P Value From T And Beta Calculator

Calculator

Formula Used

When beta and standard error are entered, the calculator first computes:

t = beta / standard error

The p value is then found from the Student t distribution with the selected degrees of freedom. For a two-tailed test, the formula is:

p = 2 × min(F(t), 1 − F(t))

Here, F(t) is the cumulative probability from the t distribution. The script uses the regularized incomplete beta method to estimate that cumulative value.

How To Use This Calculator

1. Select whether you have a direct t statistic or beta with standard error.
2. Enter the degrees of freedom from your test or model.
3. Choose two-tailed, left-tailed, or right-tailed testing.
4. Enter the alpha level, such as 0.05 or 0.01.
5. Press the calculate button.
6. Review the p value, direction, and significance decision.
7. Use CSV or PDF download for reporting.

Example Data Table

Advanced Guide To P Values From T And Beta

What This Calculator Measures

A p value helps judge whether an observed result is unusual under a null hypothesis. In many models, a t statistic measures how far an estimate sits from zero. A larger absolute t value usually gives a smaller p value. This calculator works with either a direct t statistic or a beta estimate. When beta and standard error are supplied, the tool builds the t statistic first.

Why Beta And Standard Error Matter

A beta coefficient describes the estimated effect of a variable. The standard error describes the uncertainty around that estimate. Dividing beta by its standard error creates a standardized test statistic. This makes results easier to compare across models and samples. A large beta may still be weak evidence if uncertainty is also large. A smaller beta can be strong evidence when the standard error is very small.

Choosing The Correct Tail

Tail choice should match the research question before seeing results. Use a two-tailed test when effects in either direction matter. Use a right-tailed test when only a positive effect supports the claim. Use a left-tailed test when only a negative effect supports the claim. Changing the tail after viewing data can create misleading conclusions.

Degrees Of Freedom

Degrees of freedom shape the t distribution. Small samples have heavier tails. That means extreme values are less surprising than in large samples. As degrees of freedom increase, the t distribution approaches the normal curve. Regression tests often use residual degrees of freedom. A one sample test often uses sample size minus one.

Interpreting The Output

Compare the calculated p value with alpha. If p is less than or equal to alpha, the result is statistically significant. This does not prove practical importance. It also does not prove the null hypothesis is false with certainty. It means the result is unlikely under the chosen null model. Always review assumptions, sample design, effect size, and context. A good report should include beta, standard error, t statistic, degrees of freedom, p value, and test direction.

FAQs

1. What is a p value from a t statistic?

A p value is the probability of seeing a result as extreme as the observed t statistic, assuming the null hypothesis is true.

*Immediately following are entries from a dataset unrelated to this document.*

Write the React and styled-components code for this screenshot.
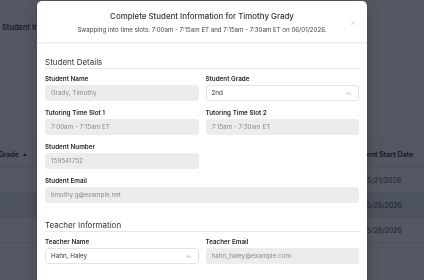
import React from 'react'
import styled, { createGlobalStyle } from 'styled-components'
import { ChevronUp, X } from 'lucide-react'

const GlobalStyle = createGlobalStyle`
  html, body {
    margin: 0;
    padding: 0;
    background: #ffffff;
    font-family: Inter, "Liberation Sans", sans-serif;
  }
  * { box-sizing: border-box; }
`

const Page = styled.div`
  padding-top: 23px;
  height: 280px;
  overflow: hidden;
`

const PageTitle = styled.h1`
  margin: 0 0 0 2px;
  font-size: 7.5px;
  line-height: 10px;
  font-weight: 500;
  color: #111827;
`

const Table = styled.div`
  margin-top: 107px;
  border-top: 1px solid #e5e7eb;
`

const Row = styled.div`
  display: grid;
  grid-template-columns: 30px 1fr 84px;
  align-items: center;
  height: ${props => props.$header ? '27px' : '25px'};
  background: ${props => props.$shade || '#ffffff'};
  border-bottom: 1px solid #e5e7eb;
`

const Cell = styled.div`
  display: flex;
  justify-content: ${props => props.$end ? 'flex-end' : 'center'};
  align-items: center;
  gap: 4px;
  padding-right: ${props => props.$end ? '3px' : '0'};
  white-space: nowrap;
  font-size: 7px;
  font-weight: ${props => props.$bold ? 600 : 400};
  color: ${props => props.$bold ? '#111827' : '#374151'};
`

const SortMark = styled.span`
  font-size: 4px;
`

const Overlay = styled.div`
  position: fixed;
  inset: 0;
  background: rgba(17, 24, 39, 0.72);
  display: flex;
  justify-content: center;
  align-items: flex-start;
  padding: 1px 20px 0 0;
`

const Dialog = styled.div`
  position: relative;
  width: 330px;
  height: 320px;
  background: #ffffff;
  border-radius: 5px;
  box-shadow: 0 4px 14px rgba(0, 0, 0, 0.25);
  overflow: hidden;
`

const DialogHeader = styled.div`
  padding: 9px 10px 8px;
  border-bottom: 1px solid #ececec;
  box-shadow: 0 1px 1px rgba(0, 0, 0, 0.03);
  text-align: center;
`

const DialogTitle = styled.h2`
  margin: 0;
  font-size: 7.9px;
  line-height: 12px;
  font-weight: 500;
  color: #333333;
`

const DialogSubtitle = styled.p`
  margin: 3px 0 0;
  font-size: 6.15px;
  line-height: 9px;
  color: #444444;
`

const CloseButton = styled.button`
  position: absolute;
  top: 17px;
  right: 10px;
  width: 9px;
  height: 9px;
  padding: 0;
  border: 0;
  background: none;
  color: #bdbdbd;
  display: flex;
  align-items: center;
  justify-content: center;
`

const DialogBody = styled.div`
  padding: 14px 8px 0;
`

const SectionTitle = styled.h3`
  margin: ${props => props.$first ? '0' : '17px'} 0 5px;
  font-size: 8px;
  line-height: 11px;
  font-weight: 400;
  color: #333333;
  border-bottom: 1px solid #e6e6e6;
`

const FieldGrid = styled.div`
  display: grid;
  grid-template-columns: 1fr 1fr;
  column-gap: 7px;
  row-gap: 7px;
`

const Field = styled.div`
  display: flex;
  flex-direction: column;
  gap: 1px;
  grid-column: ${props => props.$wide ? '1 / -1' : 'auto'};
`

const Label = styled.label`
  font-size: 6.3px;
  line-height: 10px;
  font-weight: 600;
  color: #2a2438;
`

const Input = styled.input`
  height: 16px;
  width: 100%;
  padding: 0 5px;
  border: 1px solid #ececec;
  border-radius: 3px;
  background: #ececec;
  font-family: inherit;
  font-size: 6.3px;
  color: #8a8a8a;
  outline: none;
`

const Select = styled.button`
  height: 16px;
  width: 100%;
  padding: 0 6px 0 5px;
  border: 1px solid #e3e3e3;
  border-radius: 3px;
  background: #ffffff;
  display: flex;
  align-items: center;
  justify-content: space-between;
  font-family: inherit;
  font-size: 6.3px;
  color: #333333;
`

const rows = [
  { date: '05/21/2026', shade: '#ffffff' },
  { date: '05/28/2026', shade: '#e7e8ec' },
  { date: '05/28/2026', shade: '#ffffff' },
]

const ReadOnlyField = ({ label, value, wide }) => (
  <Field $wide={wide}>
    <Label>{label}</Label>
    <Input value={value} readOnly />
  </Field>
)

const SelectField = ({ label, value }) => (
  <Field>
    <Label>{label}</Label>
    <Select type="button">
      <span>{value}</span>
      <ChevronUp size={7} strokeWidth={1.6} color="#555" />
    </Select>
  </Field>
)

const App = () => {
  return (
    <>
      <GlobalStyle />
      <Page>
        <PageTitle>Student Information</PageTitle>
        <Table>
          <Row $header $shade="#f9fafb">
            <Cell $end $bold>Grade <SortMark>▲</SortMark></Cell>
            <Cell $bold>Tutor</Cell>
            <Cell $bold>Student Start Date</Cell>
          </Row>
          {rows.map((row, i) => (
            <Row key={i} $shade={row.shade}>
              <Cell $end />
              <Cell>—</Cell>
              <Cell>{row.date}</Cell>
            </Row>
          ))}
        </Table>
      </Page>

      <Overlay>
        <Dialog>
          <DialogHeader>
            <DialogTitle>Complete Student Information for Timothy Grady</DialogTitle>
            <DialogSubtitle>
              Swapping into time slots: 7:00am - 7:15am ET and 7:15am - 7:30am ET on 06/01/2026.
            </DialogSubtitle>
            <CloseButton type="button" aria-label="Close">
              <X size={8} strokeWidth={1.4} />
            </CloseButton>
          </DialogHeader>

          <DialogBody>
            <SectionTitle $first>Student Details</SectionTitle>
            <FieldGrid>
              <ReadOnlyField label="Student Name" value="Grady, Timothy" />
              <SelectField label="Student Grade" value="2nd" />
              <ReadOnlyField label="Tutoring Time Slot 1" value="7:00am - 7:15am ET" />
              <ReadOnlyField label="Tutoring Time Slot 2" value="7:15am - 7:30am ET" />
              <ReadOnlyField label="Student Number" value="159541752" />
              <div />
              <ReadOnlyField label="Student Email" value="timothy.g@example.net" wide />
            </FieldGrid>

            <SectionTitle>Teacher Information</SectionTitle>
            <FieldGrid>
              <SelectField label="Teacher Name" value="Hahn, Haley" />
              <ReadOnlyField label="Teacher Email" value="hahn_haley@example.com" />
            </FieldGrid>
          </DialogBody>
        </Dialog>
      </Overlay>
    </>
  )
}

export default App
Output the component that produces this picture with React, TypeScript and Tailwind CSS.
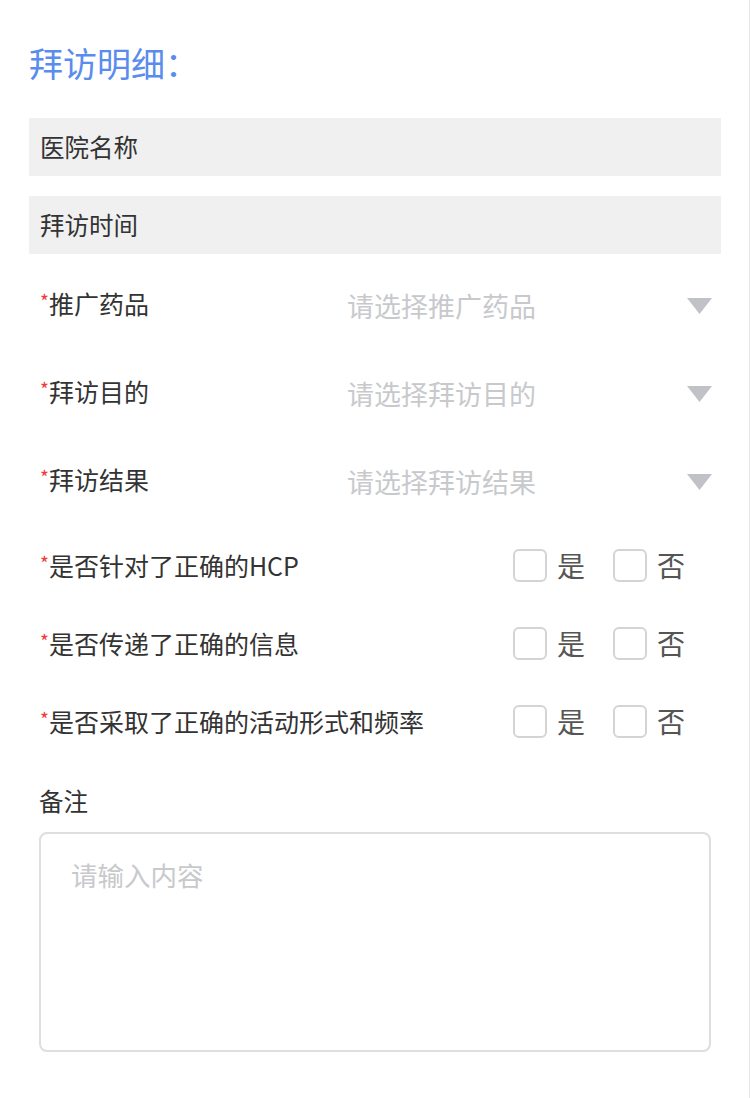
const font = { fontFamily: '"Noto Sans CJK SC", "Noto Sans", sans-serif' }

const selects = [
  { label: "推广药品", placeholder: "请选择推广药品" },
  { label: "拜访目的", placeholder: "请选择拜访目的" },
  { label: "拜访结果", placeholder: "请选择拜访结果" },
]

const checks = ["是否针对了正确的HCP", "是否传递了正确的信息", "是否采取了正确的活动形式和频率"]

const Required = ({ text }: { text: string }) => (
  <div className="flex items-center text-[25px] leading-[30px] text-[#333]">
    <span className="text-[#ee3b3b] text-[19px] leading-[19px] self-start mt-[3px]">*</span>
    <span>{text}</span>
  </div>
)

const Box = ({ text }: { text: string }) => (
  <div className="flex items-center">
    <div className="w-[34px] h-[33px] rounded-[6px] border-2 border-[#d4d4d4] bg-white" />
    <span className="ml-[10px] text-[28px] leading-[34px] text-[#555]">{text}</span>
  </div>
)

export default function App() {
  return (
    <div className="w-[750px] min-h-[1098px] bg-white border-r border-[#e6e6e6]" style={font}>
      <div className="pl-[29px] pr-[28px] pt-[44px]">
        <h1 className="text-[34px] leading-[38px] text-[#5a8cee] font-normal">拜访明细：</h1>

        <div className="mt-[36px] h-[58px] bg-[#f0f0f0] flex items-center pl-[11px] text-[24.5px] text-[#333]">
          医院名称
        </div>
        <div className="mt-[20px] h-[58px] bg-[#f0f0f0] flex items-center pl-[11px] text-[24.5px] text-[#333]">
          拜访时间
        </div>

        <div className="mt-[8px]">
          {selects.map((s) => (
            <div key={s.label} className="h-[88px] flex items-center pl-[11px] pr-[9px]">
              <div className="w-[307px] -mt-[6px]">
                <Required text={s.label} />
              </div>
              <div className="flex-1 text-[27px] text-[#c8c9cc]">{s.placeholder}</div>
              <svg width="25" height="16" viewBox="0 0 25 16">
                <path d="M0 0 H25 L12.5 16 Z" fill="#c0c2c7" />
              </svg>
            </div>
          ))}
        </div>

        {checks.map((c) => (
          <div key={c} className="h-[78px] flex items-center pl-[11px]">
            <div className="w-[473px]">
              <Required text={c} />
            </div>
            <Box text="是" />
            <div className="ml-[28px]">
              <Box text="否" />
            </div>
          </div>
        ))}

        <div className="pl-[10px] pr-[10px] pt-[28px]">
          <div className="text-[24.5px] leading-[26px] text-[#333]">备注</div>
          <div className="mt-[18px] h-[220px] rounded-[8px] border-2 border-[#dedede] px-[30px] pt-[26px] text-[26.5px] leading-[30px] text-[#c8c9cc]">
            请输入内容
          </div>
        </div>
      </div>
    </div>
  )
}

2. How is beta converted into a t statistic?

Beta is divided by its standard error. The result is the t statistic used to calculate the p value.

3. Which tail option should I choose?

Use two-tailed testing when either direction matters. Use one-tailed testing only when your hypothesis clearly predicts one direction before analysis.

4. What degrees of freedom should I enter?

Use the degrees of freedom from your test output. For simple one sample tests, it is usually sample size minus one.

5. What does alpha mean?

Alpha is your significance cutoff. Common choices are 0.05, 0.01, and 0.10, depending on the study context.

6. Is a small p value always important?

No. A small p value shows statistical evidence. Practical importance also depends on effect size, design, cost, and subject context.

7. Can I use this for regression coefficients?

Yes. Enter the regression beta and standard error, then use the model’s residual degrees of freedom.

8. Why does sample size affect the result?

Sample size affects degrees of freedom and standard error. Larger samples often estimate effects more precisely, which can change the p value.